- **EXERCISE TASK**: Write out the entire listing below exactly as it appears, minus any pictures.

——

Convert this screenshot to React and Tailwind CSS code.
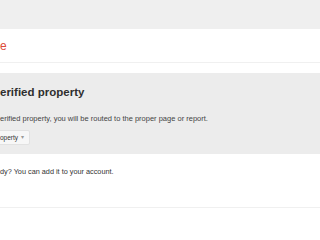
export default function App() {
  return (
    <div className="w-[320px] h-[240px] overflow-hidden bg-white font-['Liberation_Sans',Arial,sans-serif]">
      {/* top bar */}
      <div className="h-[29px] bg-[#efefef]" />

      {/* page title, cropped */}
      <div className="h-[34px] flex items-center border-b border-[#f0f0f0]">
        <span className="text-[12px] leading-none text-[#dd4b39]">e</span>
      </div>

      <div className="h-[10px]" />

      {/* verified property box */}
      <div className="h-[81px] bg-[#ececec] pt-[12px]">
        <h2 className="text-[11.5px] font-bold leading-[14px] text-[#2f2f2f]">erified property</h2>
        <p className="mt-[15px] text-[7.5px] leading-[9px] text-[#444]">
          erified property, you will be routed to the proper page or report.
        </p>
        <button className="mt-[7px] -ml-[3px] h-[15px] flex items-center gap-[3px] pl-[2px] pr-[5px] bg-[#f7f7f7] border border-[#e2e2e2] rounded-[2px] text-[6.5px] text-[#333]">
          operty
          <span className="text-[6px] text-[#999]">▾</span>
        </button>
      </div>

      {/* add property note */}
      <div className="h-[54px] border-b border-[#f0f0f0] pt-[13px]">
        <p className="text-[7.3px] leading-[9px] text-[#333]">dy? You can add it to your account.</p>
      </div>
    </div>
  );
}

——

- **FULL SOLUTION**:
Convert this screenshot to React and Tailwind CSS code.
export default function App() {
  return (
    <div className="w-[320px] h-[240px] overflow-hidden bg-white font-['Liberation_Sans',Arial,sans-serif]">
      {/* top bar */}
      <div className="h-[29px] bg-[#efefef]" />

      {/* page title, cropped */}
      <div className="h-[34px] flex items-center border-b border-[#f0f0f0]">
        <span className="text-[12px] leading-none text-[#dd4b39]">e</span>
      </div>

      <div className="h-[10px]" />

      {/* verified property box */}
      <div className="h-[81px] bg-[#ececec] pt-[12px]">
        <h2 className="text-[11.5px] font-bold leading-[14px] text-[#2f2f2f]">erified property</h2>
        <p className="mt-[15px] text-[7.5px] leading-[9px] text-[#444]">
          erified property, you will be routed to the proper page or report.
        </p>
        <button className="mt-[7px] -ml-[3px] h-[15px] flex items-center gap-[3px] pl-[2px] pr-[5px] bg-[#f7f7f7] border border-[#e2e2e2] rounded-[2px] text-[6.5px] text-[#333]">
          operty
          <span className="text-[6px] text-[#999]">▾</span>
        </button>
      </div>

      {/* add property note */}
      <div className="h-[54px] border-b border-[#f0f0f0] pt-[13px]">
        <p className="text-[7.3px] leading-[9px] text-[#333]">dy? You can add it to your account.</p>
      </div>
    </div>
  );
}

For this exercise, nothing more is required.